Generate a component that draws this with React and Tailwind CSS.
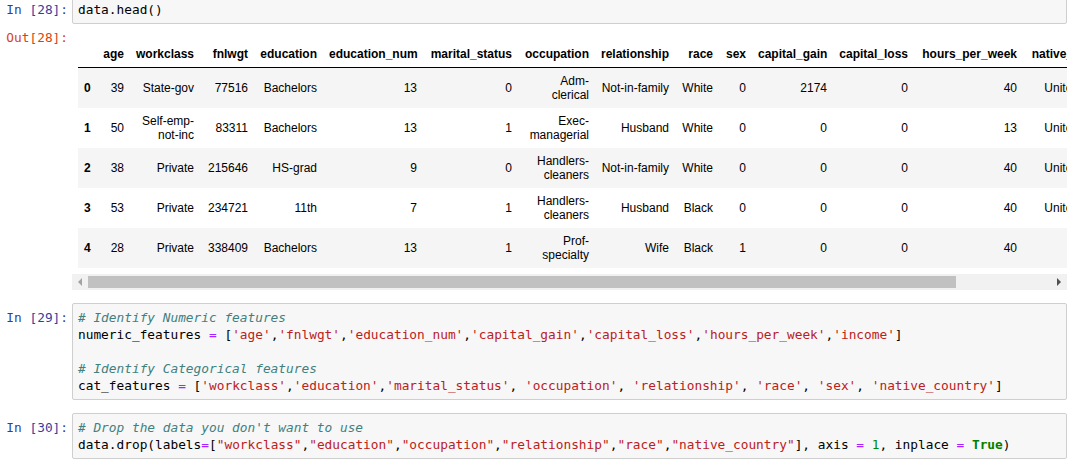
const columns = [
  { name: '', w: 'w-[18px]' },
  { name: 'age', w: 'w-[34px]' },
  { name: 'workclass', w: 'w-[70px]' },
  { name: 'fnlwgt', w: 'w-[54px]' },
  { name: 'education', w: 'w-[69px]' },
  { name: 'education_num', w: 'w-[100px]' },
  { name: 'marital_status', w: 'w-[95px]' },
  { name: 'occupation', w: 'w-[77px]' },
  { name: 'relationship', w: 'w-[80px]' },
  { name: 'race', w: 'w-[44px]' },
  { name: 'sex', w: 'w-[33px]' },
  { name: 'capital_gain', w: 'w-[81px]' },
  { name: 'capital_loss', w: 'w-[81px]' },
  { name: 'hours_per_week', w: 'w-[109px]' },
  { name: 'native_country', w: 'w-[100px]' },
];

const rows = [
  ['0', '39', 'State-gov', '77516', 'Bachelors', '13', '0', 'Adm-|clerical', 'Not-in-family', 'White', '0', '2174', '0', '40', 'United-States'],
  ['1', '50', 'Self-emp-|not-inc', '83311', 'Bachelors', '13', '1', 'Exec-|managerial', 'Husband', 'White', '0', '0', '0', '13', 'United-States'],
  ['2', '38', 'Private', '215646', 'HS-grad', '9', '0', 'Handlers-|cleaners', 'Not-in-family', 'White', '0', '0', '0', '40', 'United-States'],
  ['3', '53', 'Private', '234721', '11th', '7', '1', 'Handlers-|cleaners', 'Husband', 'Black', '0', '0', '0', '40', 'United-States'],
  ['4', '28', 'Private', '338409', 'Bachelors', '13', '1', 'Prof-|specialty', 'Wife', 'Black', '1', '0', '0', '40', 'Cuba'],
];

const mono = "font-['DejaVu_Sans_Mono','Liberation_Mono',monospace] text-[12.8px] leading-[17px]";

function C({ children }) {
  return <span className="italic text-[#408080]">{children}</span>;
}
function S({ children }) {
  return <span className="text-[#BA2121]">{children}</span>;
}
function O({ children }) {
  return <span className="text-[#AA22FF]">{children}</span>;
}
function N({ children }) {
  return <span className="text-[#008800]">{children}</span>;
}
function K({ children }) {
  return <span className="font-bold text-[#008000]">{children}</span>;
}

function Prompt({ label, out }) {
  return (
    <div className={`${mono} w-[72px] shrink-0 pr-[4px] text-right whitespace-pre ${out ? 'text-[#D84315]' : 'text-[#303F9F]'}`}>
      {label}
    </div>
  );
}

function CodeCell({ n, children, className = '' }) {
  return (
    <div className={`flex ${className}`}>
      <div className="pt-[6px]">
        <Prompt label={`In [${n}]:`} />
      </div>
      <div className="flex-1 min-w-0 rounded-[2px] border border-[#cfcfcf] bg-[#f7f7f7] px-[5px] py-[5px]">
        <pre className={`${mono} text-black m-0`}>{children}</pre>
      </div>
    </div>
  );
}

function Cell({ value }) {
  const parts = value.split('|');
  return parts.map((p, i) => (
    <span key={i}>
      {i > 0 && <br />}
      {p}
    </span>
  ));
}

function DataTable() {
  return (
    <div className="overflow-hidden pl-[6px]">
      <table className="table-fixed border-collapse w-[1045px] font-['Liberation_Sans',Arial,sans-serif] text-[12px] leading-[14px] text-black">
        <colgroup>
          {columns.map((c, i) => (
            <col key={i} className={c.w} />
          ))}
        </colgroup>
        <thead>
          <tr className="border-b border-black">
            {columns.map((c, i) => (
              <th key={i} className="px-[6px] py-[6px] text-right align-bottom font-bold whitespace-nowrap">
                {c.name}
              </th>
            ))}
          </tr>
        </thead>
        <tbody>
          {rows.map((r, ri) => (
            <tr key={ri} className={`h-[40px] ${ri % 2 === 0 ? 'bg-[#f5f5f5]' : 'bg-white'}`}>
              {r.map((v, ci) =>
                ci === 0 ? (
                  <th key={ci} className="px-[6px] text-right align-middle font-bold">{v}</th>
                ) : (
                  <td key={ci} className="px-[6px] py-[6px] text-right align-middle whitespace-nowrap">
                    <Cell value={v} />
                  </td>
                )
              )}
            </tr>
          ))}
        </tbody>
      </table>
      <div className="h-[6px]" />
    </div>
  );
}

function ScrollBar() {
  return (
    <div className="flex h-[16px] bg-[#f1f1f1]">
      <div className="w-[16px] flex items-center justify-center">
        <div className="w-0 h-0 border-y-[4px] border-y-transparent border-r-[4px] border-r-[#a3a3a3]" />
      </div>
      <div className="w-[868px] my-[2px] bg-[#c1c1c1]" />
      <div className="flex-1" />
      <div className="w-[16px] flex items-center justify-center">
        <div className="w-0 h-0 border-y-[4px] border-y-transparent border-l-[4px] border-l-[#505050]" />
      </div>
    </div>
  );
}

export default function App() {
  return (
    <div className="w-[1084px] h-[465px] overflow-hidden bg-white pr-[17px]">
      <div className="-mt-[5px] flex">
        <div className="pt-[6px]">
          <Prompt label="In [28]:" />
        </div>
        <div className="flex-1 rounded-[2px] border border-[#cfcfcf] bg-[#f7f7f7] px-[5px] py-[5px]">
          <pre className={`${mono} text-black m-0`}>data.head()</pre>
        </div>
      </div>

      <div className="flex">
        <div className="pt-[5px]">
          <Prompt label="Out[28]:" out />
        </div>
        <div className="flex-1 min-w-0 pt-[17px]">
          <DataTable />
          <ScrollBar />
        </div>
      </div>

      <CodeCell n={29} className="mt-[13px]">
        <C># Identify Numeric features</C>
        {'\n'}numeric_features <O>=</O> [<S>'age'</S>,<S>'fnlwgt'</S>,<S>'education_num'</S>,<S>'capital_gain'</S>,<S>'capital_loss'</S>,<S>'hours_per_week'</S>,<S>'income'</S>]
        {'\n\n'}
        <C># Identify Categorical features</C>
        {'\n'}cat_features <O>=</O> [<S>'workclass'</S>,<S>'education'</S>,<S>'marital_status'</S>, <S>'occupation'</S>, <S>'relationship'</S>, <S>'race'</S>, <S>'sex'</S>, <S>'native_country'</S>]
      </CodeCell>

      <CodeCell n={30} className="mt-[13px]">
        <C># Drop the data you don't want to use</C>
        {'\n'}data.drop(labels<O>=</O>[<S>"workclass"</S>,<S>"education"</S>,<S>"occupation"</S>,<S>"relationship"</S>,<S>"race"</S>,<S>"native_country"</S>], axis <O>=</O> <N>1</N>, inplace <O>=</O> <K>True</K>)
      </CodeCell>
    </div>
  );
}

§ Problem statement: Using the material above, set down every line exactly, but skip the pictures.

§ Right answer:
Generate a component that draws this with React and Tailwind CSS.
const columns = [
  { name: '', w: 'w-[18px]' },
  { name: 'age', w: 'w-[34px]' },
  { name: 'workclass', w: 'w-[70px]' },
  { name: 'fnlwgt', w: 'w-[54px]' },
  { name: 'education', w: 'w-[69px]' },
  { name: 'education_num', w: 'w-[100px]' },
  { name: 'marital_status', w: 'w-[95px]' },
  { name: 'occupation', w: 'w-[77px]' },
  { name: 'relationship', w: 'w-[80px]' },
  { name: 'race', w: 'w-[44px]' },
  { name: 'sex', w: 'w-[33px]' },
  { name: 'capital_gain', w: 'w-[81px]' },
  { name: 'capital_loss', w: 'w-[81px]' },
  { name: 'hours_per_week', w: 'w-[109px]' },
  { name: 'native_country', w: 'w-[100px]' },
];

const rows = [
  ['0', '39', 'State-gov', '77516', 'Bachelors', '13', '0', 'Adm-|clerical', 'Not-in-family', 'White', '0', '2174', '0', '40', 'United-States'],
  ['1', '50', 'Self-emp-|not-inc', '83311', 'Bachelors', '13', '1', 'Exec-|managerial', 'Husband', 'White', '0', '0', '0', '13', 'United-States'],
  ['2', '38', 'Private', '215646', 'HS-grad', '9', '0', 'Handlers-|cleaners', 'Not-in-family', 'White', '0', '0', '0', '40', 'United-States'],
  ['3', '53', 'Private', '234721', '11th', '7', '1', 'Handlers-|cleaners', 'Husband', 'Black', '0', '0', '0', '40', 'United-States'],
  ['4', '28', 'Private', '338409', 'Bachelors', '13', '1', 'Prof-|specialty', 'Wife', 'Black', '1', '0', '0', '40', 'Cuba'],
];

const mono = "font-['DejaVu_Sans_Mono','Liberation_Mono',monospace] text-[12.8px] leading-[17px]";

function C({ children }) {
  return <span className="italic text-[#408080]">{children}</span>;
}
function S({ children }) {
  return <span className="text-[#BA2121]">{children}</span>;
}
function O({ children }) {
  return <span className="text-[#AA22FF]">{children}</span>;
}
function N({ children }) {
  return <span className="text-[#008800]">{children}</span>;
}
function K({ children }) {
  return <span className="font-bold text-[#008000]">{children}</span>;
}

function Prompt({ label, out }) {
  return (
    <div className={`${mono} w-[72px] shrink-0 pr-[4px] text-right whitespace-pre ${out ? 'text-[#D84315]' : 'text-[#303F9F]'}`}>
      {label}
    </div>
  );
}

function CodeCell({ n, children, className = '' }) {
  return (
    <div className={`flex ${className}`}>
      <div className="pt-[6px]">
        <Prompt label={`In [${n}]:`} />
      </div>
      <div className="flex-1 min-w-0 rounded-[2px] border border-[#cfcfcf] bg-[#f7f7f7] px-[5px] py-[5px]">
        <pre className={`${mono} text-black m-0`}>{children}</pre>
      </div>
    </div>
  );
}

function Cell({ value }) {
  const parts = value.split('|');
  return parts.map((p, i) => (
    <span key={i}>
      {i > 0 && <br />}
      {p}
    </span>
  ));
}

function DataTable() {
  return (
    <div className="overflow-hidden pl-[6px]">
      <table className="table-fixed border-collapse w-[1045px] font-['Liberation_Sans',Arial,sans-serif] text-[12px] leading-[14px] text-black">
        <colgroup>
          {columns.map((c, i) => (
            <col key={i} className={c.w} />
          ))}
        </colgroup>
        <thead>
          <tr className="border-b border-black">
            {columns.map((c, i) => (
              <th key={i} className="px-[6px] py-[6px] text-right align-bottom font-bold whitespace-nowrap">
                {c.name}
              </th>
            ))}
          </tr>
        </thead>
        <tbody>
          {rows.map((r, ri) => (
            <tr key={ri} className={`h-[40px] ${ri % 2 === 0 ? 'bg-[#f5f5f5]' : 'bg-white'}`}>
              {r.map((v, ci) =>
                ci === 0 ? (
                  <th key={ci} className="px-[6px] text-right align-middle font-bold">{v}</th>
                ) : (
                  <td key={ci} className="px-[6px] py-[6px] text-right align-middle whitespace-nowrap">
                    <Cell value={v} />
                  </td>
                )
              )}
            </tr>
          ))}
        </tbody>
      </table>
      <div className="h-[6px]" />
    </div>
  );
}

function ScrollBar() {
  return (
    <div className="flex h-[16px] bg-[#f1f1f1]">
      <div className="w-[16px] flex items-center justify-center">
        <div className="w-0 h-0 border-y-[4px] border-y-transparent border-r-[4px] border-r-[#a3a3a3]" />
      </div>
      <div className="w-[868px] my-[2px] bg-[#c1c1c1]" />
      <div className="flex-1" />
      <div className="w-[16px] flex items-center justify-center">
        <div className="w-0 h-0 border-y-[4px] border-y-transparent border-l-[4px] border-l-[#505050]" />
      </div>
    </div>
  );
}

export default function App() {
  return (
    <div className="w-[1084px] h-[465px] overflow-hidden bg-white pr-[17px]">
      <div className="-mt-[5px] flex">
        <div className="pt-[6px]">
          <Prompt label="In [28]:" />
        </div>
        <div className="flex-1 rounded-[2px] border border-[#cfcfcf] bg-[#f7f7f7] px-[5px] py-[5px]">
          <pre className={`${mono} text-black m-0`}>data.head()</pre>
        </div>
      </div>

      <div className="flex">
        <div className="pt-[5px]">
          <Prompt label="Out[28]:" out />
        </div>
        <div className="flex-1 min-w-0 pt-[17px]">
          <DataTable />
          <ScrollBar />
        </div>
      </div>

      <CodeCell n={29} className="mt-[13px]">
        <C># Identify Numeric features</C>
        {'\n'}numeric_features <O>=</O> [<S>'age'</S>,<S>'fnlwgt'</S>,<S>'education_num'</S>,<S>'capital_gain'</S>,<S>'capital_loss'</S>,<S>'hours_per_week'</S>,<S>'income'</S>]
        {'\n\n'}
        <C># Identify Categorical features</C>
        {'\n'}cat_features <O>=</O> [<S>'workclass'</S>,<S>'education'</S>,<S>'marital_status'</S>, <S>'occupation'</S>, <S>'relationship'</S>, <S>'race'</S>, <S>'sex'</S>, <S>'native_country'</S>]
      </CodeCell>

      <CodeCell n={30} className="mt-[13px]">
        <C># Drop the data you don't want to use</C>
        {'\n'}data.drop(labels<O>=</O>[<S>"workclass"</S>,<S>"education"</S>,<S>"occupation"</S>,<S>"relationship"</S>,<S>"race"</S>,<S>"native_country"</S>], axis <O>=</O> <N>1</N>, inplace <O>=</O> <K>True</K>)
      </CodeCell>
    </div>
  );
}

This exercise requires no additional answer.